How Global Payments Looks to ISVs, Payfacs, And M&A to Spur Growth

Global Payments Inc. remains invested in growing by acquisition, but it’s equally committed to growth via third-party agents such as independent software vendors and payment facilitators, its chief executive said early Wednesday as he reviewed his company’s June-quarter results and discussed its strategies in the two markets it straddles—issuing and acquiring.

Global is relying heavily on its so-called profacs, or payment facilitators aligned with Global’s back-office services. Payfacs are independent software vendors that enable other firms to sign up merchants on the payfac’s merchant account. Once aligned with Global’s back-office services, these entities become what the company calls profacs. Global Payments began laying heavier emphasis on its profac strategy last year.

Now, merchant signings by these entities are up 40% since the start of the year, CEO Cameron Bready said, though he didn’t cite a number. Meanwhile, the profac strategy is driving ISV signings, he said.

Bready: “We are rebuilding our direct sales team to sell POS solutions direct into the market.”

The influx came as Global launched an update to its point-of-sale software. “We’re pleased with the reception” so far, Bready said. Altogether, Global added 3,500 point-of-sale locations in the quarter. “We’re very focused on merchant business and the intersection of software and payments,” Bready told equity analysts on the morning call. “Our ISV strategy and our POS strategy are core to where we want to drive the business.”

Not all the growth is organic. Having digested EVO Payments, the U.S. processor it paid $4 billion for last year, Atlanta-based Global apparently isn’t taking a breather from M&A, a strategy that extends to overseas markets. In June, the company closed on a $250-millon deal for Takepayments, a United Kingdom-based payments company that generated $67.1 million in revenue in 2022, the most recent year for which numbers are available.

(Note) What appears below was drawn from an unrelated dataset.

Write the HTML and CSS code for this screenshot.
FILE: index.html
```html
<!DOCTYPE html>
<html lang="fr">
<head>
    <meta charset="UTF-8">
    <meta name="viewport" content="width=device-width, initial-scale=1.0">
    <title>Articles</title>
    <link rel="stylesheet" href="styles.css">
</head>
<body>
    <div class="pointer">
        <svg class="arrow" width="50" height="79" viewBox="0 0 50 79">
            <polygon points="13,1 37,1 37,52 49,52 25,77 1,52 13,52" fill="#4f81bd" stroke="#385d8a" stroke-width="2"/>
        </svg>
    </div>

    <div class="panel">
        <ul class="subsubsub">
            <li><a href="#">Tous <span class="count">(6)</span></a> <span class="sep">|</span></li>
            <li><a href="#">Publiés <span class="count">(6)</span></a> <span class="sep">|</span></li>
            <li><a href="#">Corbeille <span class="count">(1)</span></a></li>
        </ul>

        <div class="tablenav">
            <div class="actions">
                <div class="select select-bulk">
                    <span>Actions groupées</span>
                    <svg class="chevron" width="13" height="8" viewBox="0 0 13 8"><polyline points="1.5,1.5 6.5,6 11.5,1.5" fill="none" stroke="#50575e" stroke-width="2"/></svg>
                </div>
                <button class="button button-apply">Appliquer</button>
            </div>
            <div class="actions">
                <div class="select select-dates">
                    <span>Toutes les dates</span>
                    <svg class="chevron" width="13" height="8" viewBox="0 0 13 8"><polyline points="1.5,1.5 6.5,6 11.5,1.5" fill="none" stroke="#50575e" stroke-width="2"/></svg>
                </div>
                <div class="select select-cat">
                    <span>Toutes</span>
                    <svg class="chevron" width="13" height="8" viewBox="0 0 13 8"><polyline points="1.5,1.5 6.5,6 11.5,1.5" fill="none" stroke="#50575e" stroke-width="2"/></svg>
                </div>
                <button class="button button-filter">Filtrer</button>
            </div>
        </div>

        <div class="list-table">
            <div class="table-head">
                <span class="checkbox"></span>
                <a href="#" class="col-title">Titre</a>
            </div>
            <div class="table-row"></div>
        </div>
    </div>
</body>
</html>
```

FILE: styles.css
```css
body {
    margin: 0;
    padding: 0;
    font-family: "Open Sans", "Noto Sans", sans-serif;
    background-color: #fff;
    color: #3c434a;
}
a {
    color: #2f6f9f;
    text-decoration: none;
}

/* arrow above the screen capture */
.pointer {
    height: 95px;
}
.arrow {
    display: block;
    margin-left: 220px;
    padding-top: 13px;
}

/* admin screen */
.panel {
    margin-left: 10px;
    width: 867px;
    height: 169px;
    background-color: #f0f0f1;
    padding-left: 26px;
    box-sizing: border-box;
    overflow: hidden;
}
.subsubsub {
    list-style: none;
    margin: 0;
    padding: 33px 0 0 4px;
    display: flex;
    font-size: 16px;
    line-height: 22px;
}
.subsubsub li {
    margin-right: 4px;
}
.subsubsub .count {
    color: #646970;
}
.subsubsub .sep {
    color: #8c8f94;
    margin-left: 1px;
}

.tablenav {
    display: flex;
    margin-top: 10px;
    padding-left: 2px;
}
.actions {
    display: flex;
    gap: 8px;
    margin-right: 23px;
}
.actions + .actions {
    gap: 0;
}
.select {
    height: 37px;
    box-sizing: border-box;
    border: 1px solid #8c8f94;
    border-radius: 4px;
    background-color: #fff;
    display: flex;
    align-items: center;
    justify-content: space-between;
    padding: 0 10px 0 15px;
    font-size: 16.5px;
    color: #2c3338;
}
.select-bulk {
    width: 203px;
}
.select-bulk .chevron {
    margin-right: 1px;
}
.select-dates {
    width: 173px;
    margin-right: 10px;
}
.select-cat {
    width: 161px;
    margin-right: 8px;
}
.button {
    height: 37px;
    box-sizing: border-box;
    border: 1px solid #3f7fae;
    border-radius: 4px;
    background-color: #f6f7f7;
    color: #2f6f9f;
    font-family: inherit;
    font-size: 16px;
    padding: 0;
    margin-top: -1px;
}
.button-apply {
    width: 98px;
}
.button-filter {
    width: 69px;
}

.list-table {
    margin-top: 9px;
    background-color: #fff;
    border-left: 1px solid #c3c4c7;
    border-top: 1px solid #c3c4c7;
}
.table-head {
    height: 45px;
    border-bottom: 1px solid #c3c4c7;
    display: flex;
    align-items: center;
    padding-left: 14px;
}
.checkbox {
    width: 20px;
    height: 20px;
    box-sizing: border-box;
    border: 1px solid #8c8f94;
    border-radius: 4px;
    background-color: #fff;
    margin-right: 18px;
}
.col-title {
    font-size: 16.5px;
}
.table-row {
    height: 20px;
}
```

But Bready also hinted Global may be moving toward pulling out of markets where returns aren’t matching expectations. “We are a large-scale provider,” he said, which allows the company to spread costs internationally. But he added, “we have to think hard about whether we should be in those businesses” where Global lacks economies of scale. But he stopped short of details, promising more on the matter later.

Still, one key investment for the company lies in direct merchant sales, where Global’s own employees sign merchants. “We are rebuilding our direct sales team to sell POS solutions direct into the market,” Bready said.

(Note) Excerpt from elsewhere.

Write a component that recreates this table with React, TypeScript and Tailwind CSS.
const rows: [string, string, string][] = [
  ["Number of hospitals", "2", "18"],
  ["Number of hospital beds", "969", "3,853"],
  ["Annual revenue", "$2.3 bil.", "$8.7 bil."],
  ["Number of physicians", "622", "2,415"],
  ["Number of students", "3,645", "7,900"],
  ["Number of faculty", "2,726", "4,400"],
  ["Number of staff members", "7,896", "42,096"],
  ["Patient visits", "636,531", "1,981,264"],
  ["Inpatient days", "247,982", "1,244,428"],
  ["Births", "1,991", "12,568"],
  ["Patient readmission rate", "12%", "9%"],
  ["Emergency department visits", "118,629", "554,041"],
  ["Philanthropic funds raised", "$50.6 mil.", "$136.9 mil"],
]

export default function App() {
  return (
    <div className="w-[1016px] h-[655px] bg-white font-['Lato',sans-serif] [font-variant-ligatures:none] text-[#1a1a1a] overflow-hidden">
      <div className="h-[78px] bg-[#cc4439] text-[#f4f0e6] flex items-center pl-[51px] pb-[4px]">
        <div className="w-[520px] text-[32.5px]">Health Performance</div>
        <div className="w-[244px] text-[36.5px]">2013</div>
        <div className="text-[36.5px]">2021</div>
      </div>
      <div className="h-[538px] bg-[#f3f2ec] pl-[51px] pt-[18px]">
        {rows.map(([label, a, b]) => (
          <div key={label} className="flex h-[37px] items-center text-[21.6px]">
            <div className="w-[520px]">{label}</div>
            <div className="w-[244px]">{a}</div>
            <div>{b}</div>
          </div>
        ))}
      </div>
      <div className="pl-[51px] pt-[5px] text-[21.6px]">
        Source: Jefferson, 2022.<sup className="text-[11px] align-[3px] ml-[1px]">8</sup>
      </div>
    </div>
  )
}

Card-issuing, a smaller part of Global’s business, will see more momentum in 2025 with new technology, Bready promised. “In the short-to-medium term, we feel good about that business,” he said. “We’re seeing new opportunities emerge, seeing good momentum.”

Global posted $2.32 billion in adjusted net revenue for the quarter, up 6% year-over-year, with a 12% boost in adjusted earnings-per-share to $2.93. The merchant-solutions unit recorded $1.81 billion in revenue, an 8% rise, on a 6% increase in dollar volume. Issuer Solutions recorded revenue of $527 million, up 4%. The company characterized transaction growth as “mid-single-digit” without being more specific.